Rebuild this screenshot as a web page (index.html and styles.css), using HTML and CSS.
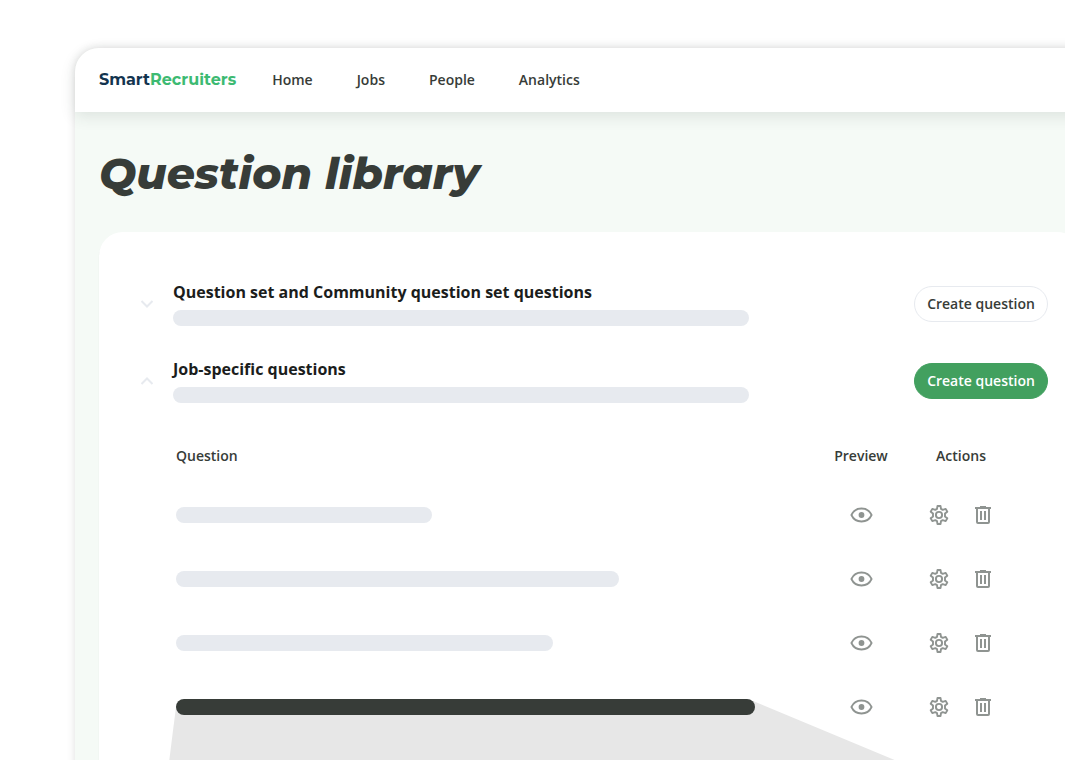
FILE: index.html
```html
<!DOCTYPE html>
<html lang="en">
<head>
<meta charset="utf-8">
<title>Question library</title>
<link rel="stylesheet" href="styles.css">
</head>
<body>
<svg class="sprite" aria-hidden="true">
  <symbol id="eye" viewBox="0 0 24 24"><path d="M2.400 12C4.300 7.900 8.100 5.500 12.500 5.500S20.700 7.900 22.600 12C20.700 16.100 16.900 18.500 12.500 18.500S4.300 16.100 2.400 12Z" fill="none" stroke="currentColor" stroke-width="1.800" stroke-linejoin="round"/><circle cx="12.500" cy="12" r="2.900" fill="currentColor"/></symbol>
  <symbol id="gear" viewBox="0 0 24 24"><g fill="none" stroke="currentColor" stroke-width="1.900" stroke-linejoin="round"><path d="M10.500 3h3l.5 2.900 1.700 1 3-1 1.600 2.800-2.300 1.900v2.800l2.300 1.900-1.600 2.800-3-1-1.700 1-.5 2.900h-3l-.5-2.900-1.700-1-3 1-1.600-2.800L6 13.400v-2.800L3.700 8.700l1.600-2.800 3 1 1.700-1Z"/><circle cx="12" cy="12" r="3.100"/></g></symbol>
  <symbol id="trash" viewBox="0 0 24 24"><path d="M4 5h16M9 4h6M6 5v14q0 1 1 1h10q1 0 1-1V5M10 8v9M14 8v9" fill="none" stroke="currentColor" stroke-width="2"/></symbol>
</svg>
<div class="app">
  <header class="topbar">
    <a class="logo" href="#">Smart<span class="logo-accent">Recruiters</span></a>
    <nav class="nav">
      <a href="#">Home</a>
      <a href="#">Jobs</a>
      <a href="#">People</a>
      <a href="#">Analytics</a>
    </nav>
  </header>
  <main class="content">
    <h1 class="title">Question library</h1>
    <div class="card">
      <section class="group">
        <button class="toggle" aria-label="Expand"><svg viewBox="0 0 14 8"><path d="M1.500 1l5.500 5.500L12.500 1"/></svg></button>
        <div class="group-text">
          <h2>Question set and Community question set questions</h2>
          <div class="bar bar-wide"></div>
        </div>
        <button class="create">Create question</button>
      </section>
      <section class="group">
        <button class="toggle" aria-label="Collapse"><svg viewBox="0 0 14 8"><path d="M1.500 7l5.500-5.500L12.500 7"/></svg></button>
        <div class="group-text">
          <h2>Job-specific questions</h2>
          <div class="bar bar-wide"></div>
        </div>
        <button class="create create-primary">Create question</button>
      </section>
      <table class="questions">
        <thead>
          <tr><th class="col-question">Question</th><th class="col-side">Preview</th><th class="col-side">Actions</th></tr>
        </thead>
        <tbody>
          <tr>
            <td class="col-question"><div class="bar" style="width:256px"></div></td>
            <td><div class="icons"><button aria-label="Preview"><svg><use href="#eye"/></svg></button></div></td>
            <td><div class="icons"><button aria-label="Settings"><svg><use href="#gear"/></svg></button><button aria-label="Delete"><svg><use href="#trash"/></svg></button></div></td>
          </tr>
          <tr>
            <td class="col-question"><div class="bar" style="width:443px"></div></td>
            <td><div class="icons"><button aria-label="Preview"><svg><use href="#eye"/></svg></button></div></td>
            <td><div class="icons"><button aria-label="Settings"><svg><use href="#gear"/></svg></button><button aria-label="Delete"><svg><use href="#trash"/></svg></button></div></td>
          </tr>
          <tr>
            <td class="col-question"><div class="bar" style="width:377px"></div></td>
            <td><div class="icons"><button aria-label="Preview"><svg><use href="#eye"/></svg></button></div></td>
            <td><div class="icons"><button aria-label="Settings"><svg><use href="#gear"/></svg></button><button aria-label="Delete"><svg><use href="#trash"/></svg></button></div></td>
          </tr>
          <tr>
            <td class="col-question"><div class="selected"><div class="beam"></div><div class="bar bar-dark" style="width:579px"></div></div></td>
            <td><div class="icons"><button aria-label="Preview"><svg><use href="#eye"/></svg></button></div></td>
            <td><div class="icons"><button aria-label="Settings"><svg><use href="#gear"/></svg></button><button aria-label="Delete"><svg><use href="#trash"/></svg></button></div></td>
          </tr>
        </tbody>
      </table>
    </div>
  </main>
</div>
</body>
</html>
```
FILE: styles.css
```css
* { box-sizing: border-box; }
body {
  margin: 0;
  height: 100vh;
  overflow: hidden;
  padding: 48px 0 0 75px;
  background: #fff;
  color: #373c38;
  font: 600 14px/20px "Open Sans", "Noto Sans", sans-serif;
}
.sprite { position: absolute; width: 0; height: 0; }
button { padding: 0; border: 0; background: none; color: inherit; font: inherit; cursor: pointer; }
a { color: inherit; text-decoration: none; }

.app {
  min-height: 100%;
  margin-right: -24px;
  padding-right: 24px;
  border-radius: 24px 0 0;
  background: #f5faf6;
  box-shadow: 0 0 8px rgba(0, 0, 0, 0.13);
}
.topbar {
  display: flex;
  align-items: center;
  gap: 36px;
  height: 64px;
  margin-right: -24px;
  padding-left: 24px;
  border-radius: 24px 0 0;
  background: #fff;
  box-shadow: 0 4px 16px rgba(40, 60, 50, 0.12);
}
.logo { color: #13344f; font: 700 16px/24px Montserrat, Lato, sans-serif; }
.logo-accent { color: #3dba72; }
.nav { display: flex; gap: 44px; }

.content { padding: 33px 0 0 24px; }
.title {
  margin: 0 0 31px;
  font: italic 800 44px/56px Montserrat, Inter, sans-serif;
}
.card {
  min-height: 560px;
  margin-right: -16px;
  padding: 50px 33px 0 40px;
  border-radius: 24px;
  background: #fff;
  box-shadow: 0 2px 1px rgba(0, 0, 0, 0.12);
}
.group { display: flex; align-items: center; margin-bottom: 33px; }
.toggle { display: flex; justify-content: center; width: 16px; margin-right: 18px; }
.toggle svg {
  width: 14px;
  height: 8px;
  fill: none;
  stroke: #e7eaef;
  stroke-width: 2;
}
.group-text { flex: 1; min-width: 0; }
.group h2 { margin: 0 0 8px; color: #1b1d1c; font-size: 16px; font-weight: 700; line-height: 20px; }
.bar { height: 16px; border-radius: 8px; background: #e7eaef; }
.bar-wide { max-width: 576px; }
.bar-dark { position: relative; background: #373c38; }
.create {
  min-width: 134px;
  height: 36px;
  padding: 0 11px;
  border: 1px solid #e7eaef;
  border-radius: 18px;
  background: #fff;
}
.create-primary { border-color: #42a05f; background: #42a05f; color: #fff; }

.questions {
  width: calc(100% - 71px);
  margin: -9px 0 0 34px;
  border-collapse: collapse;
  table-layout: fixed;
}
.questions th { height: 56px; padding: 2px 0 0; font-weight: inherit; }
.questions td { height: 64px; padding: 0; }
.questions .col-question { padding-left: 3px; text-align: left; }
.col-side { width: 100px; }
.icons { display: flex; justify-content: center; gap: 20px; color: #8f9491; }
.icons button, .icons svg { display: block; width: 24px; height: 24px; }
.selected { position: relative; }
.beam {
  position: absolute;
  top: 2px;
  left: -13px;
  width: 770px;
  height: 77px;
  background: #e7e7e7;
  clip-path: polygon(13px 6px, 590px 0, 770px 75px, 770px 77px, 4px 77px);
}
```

-------

Copy the listing exactly. Any image in it stays out of the copy.

Rebuild this screenshot as a web page (index.html and styles.css), using HTML and CSS.
FILE: index.html
```html
<!DOCTYPE html>
<html lang="en">
<head>
<meta charset="utf-8">
<title>Question library</title>
<link rel="stylesheet" href="styles.css">
</head>
<body>
<svg class="sprite" aria-hidden="true">
  <symbol id="eye" viewBox="0 0 24 24"><path d="M2.400 12C4.300 7.900 8.100 5.500 12.500 5.500S20.700 7.900 22.600 12C20.700 16.100 16.900 18.500 12.500 18.500S4.300 16.100 2.400 12Z" fill="none" stroke="currentColor" stroke-width="1.800" stroke-linejoin="round"/><circle cx="12.500" cy="12" r="2.900" fill="currentColor"/></symbol>
  <symbol id="gear" viewBox="0 0 24 24"><g fill="none" stroke="currentColor" stroke-width="1.900" stroke-linejoin="round"><path d="M10.500 3h3l.5 2.900 1.700 1 3-1 1.600 2.800-2.300 1.900v2.800l2.300 1.900-1.600 2.800-3-1-1.700 1-.5 2.900h-3l-.5-2.900-1.700-1-3 1-1.600-2.800L6 13.400v-2.800L3.700 8.700l1.600-2.800 3 1 1.700-1Z"/><circle cx="12" cy="12" r="3.100"/></g></symbol>
  <symbol id="trash" viewBox="0 0 24 24"><path d="M4 5h16M9 4h6M6 5v14q0 1 1 1h10q1 0 1-1V5M10 8v9M14 8v9" fill="none" stroke="currentColor" stroke-width="2"/></symbol>
</svg>
<div class="app">
  <header class="topbar">
    <a class="logo" href="#">Smart<span class="logo-accent">Recruiters</span></a>
    <nav class="nav">
      <a href="#">Home</a>
      <a href="#">Jobs</a>
      <a href="#">People</a>
      <a href="#">Analytics</a>
    </nav>
  </header>
  <main class="content">
    <h1 class="title">Question library</h1>
    <div class="card">
      <section class="group">
        <button class="toggle" aria-label="Expand"><svg viewBox="0 0 14 8"><path d="M1.500 1l5.500 5.500L12.500 1"/></svg></button>
        <div class="group-text">
          <h2>Question set and Community question set questions</h2>
          <div class="bar bar-wide"></div>
        </div>
        <button class="create">Create question</button>
      </section>
      <section class="group">
        <button class="toggle" aria-label="Collapse"><svg viewBox="0 0 14 8"><path d="M1.500 7l5.500-5.500L12.500 7"/></svg></button>
        <div class="group-text">
          <h2>Job-specific questions</h2>
          <div class="bar bar-wide"></div>
        </div>
        <button class="create create-primary">Create question</button>
      </section>
      <table class="questions">
        <thead>
          <tr><th class="col-question">Question</th><th class="col-side">Preview</th><th class="col-side">Actions</th></tr>
        </thead>
        <tbody>
          <tr>
            <td class="col-question"><div class="bar" style="width:256px"></div></td>
            <td><div class="icons"><button aria-label="Preview"><svg><use href="#eye"/></svg></button></div></td>
            <td><div class="icons"><button aria-label="Settings"><svg><use href="#gear"/></svg></button><button aria-label="Delete"><svg><use href="#trash"/></svg></button></div></td>
          </tr>
          <tr>
            <td class="col-question"><div class="bar" style="width:443px"></div></td>
            <td><div class="icons"><button aria-label="Preview"><svg><use href="#eye"/></svg></button></div></td>
            <td><div class="icons"><button aria-label="Settings"><svg><use href="#gear"/></svg></button><button aria-label="Delete"><svg><use href="#trash"/></svg></button></div></td>
          </tr>
          <tr>
            <td class="col-question"><div class="bar" style="width:377px"></div></td>
            <td><div class="icons"><button aria-label="Preview"><svg><use href="#eye"/></svg></button></div></td>
            <td><div class="icons"><button aria-label="Settings"><svg><use href="#gear"/></svg></button><button aria-label="Delete"><svg><use href="#trash"/></svg></button></div></td>
          </tr>
          <tr>
            <td class="col-question"><div class="selected"><div class="beam"></div><div class="bar bar-dark" style="width:579px"></div></div></td>
            <td><div class="icons"><button aria-label="Preview"><svg><use href="#eye"/></svg></button></div></td>
            <td><div class="icons"><button aria-label="Settings"><svg><use href="#gear"/></svg></button><button aria-label="Delete"><svg><use href="#trash"/></svg></button></div></td>
          </tr>
        </tbody>
      </table>
    </div>
  </main>
</div>
</body>
</html>
```
FILE: styles.css
```css
* { box-sizing: border-box; }
body {
  margin: 0;
  height: 100vh;
  overflow: hidden;
  padding: 48px 0 0 75px;
  background: #fff;
  color: #373c38;
  font: 600 14px/20px "Open Sans", "Noto Sans", sans-serif;
}
.sprite { position: absolute; width: 0; height: 0; }
button { padding: 0; border: 0; background: none; color: inherit; font: inherit; cursor: pointer; }
a { color: inherit; text-decoration: none; }

.app {
  min-height: 100%;
  margin-right: -24px;
  padding-right: 24px;
  border-radius: 24px 0 0;
  background: #f5faf6;
  box-shadow: 0 0 8px rgba(0, 0, 0, 0.13);
}
.topbar {
  display: flex;
  align-items: center;
  gap: 36px;
  height: 64px;
  margin-right: -24px;
  padding-left: 24px;
  border-radius: 24px 0 0;
  background: #fff;
  box-shadow: 0 4px 16px rgba(40, 60, 50, 0.12);
}
.logo { color: #13344f; font: 700 16px/24px Montserrat, Lato, sans-serif; }
.logo-accent { color: #3dba72; }
.nav { display: flex; gap: 44px; }

.content { padding: 33px 0 0 24px; }
.title {
  margin: 0 0 31px;
  font: italic 800 44px/56px Montserrat, Inter, sans-serif;
}
.card {
  min-height: 560px;
  margin-right: -16px;
  padding: 50px 33px 0 40px;
  border-radius: 24px;
  background: #fff;
  box-shadow: 0 2px 1px rgba(0, 0, 0, 0.12);
}
.group { display: flex; align-items: center; margin-bottom: 33px; }
.toggle { display: flex; justify-content: center; width: 16px; margin-right: 18px; }
.toggle svg {
  width: 14px;
  height: 8px;
  fill: none;
  stroke: #e7eaef;
  stroke-width: 2;
}
.group-text { flex: 1; min-width: 0; }
.group h2 { margin: 0 0 8px; color: #1b1d1c; font-size: 16px; font-weight: 700; line-height: 20px; }
.bar { height: 16px; border-radius: 8px; background: #e7eaef; }
.bar-wide { max-width: 576px; }
.bar-dark { position: relative; background: #373c38; }
.create {
  min-width: 134px;
  height: 36px;
  padding: 0 11px;
  border: 1px solid #e7eaef;
  border-radius: 18px;
  background: #fff;
}
.create-primary { border-color: #42a05f; background: #42a05f; color: #fff; }

.questions {
  width: calc(100% - 71px);
  margin: -9px 0 0 34px;
  border-collapse: collapse;
  table-layout: fixed;
}
.questions th { height: 56px; padding: 2px 0 0; font-weight: inherit; }
.questions td { height: 64px; padding: 0; }
.questions .col-question { padding-left: 3px; text-align: left; }
.col-side { width: 100px; }
.icons { display: flex; justify-content: center; gap: 20px; color: #8f9491; }
.icons button, .icons svg { display: block; width: 24px; height: 24px; }
.selected { position: relative; }
.beam {
  position: absolute;
  top: 2px;
  left: -13px;
  width: 770px;
  height: 77px;
  background: #e7e7e7;
  clip-path: polygon(13px 6px, 590px 0, 770px 75px, 770px 77px, 4px 77px);
}
```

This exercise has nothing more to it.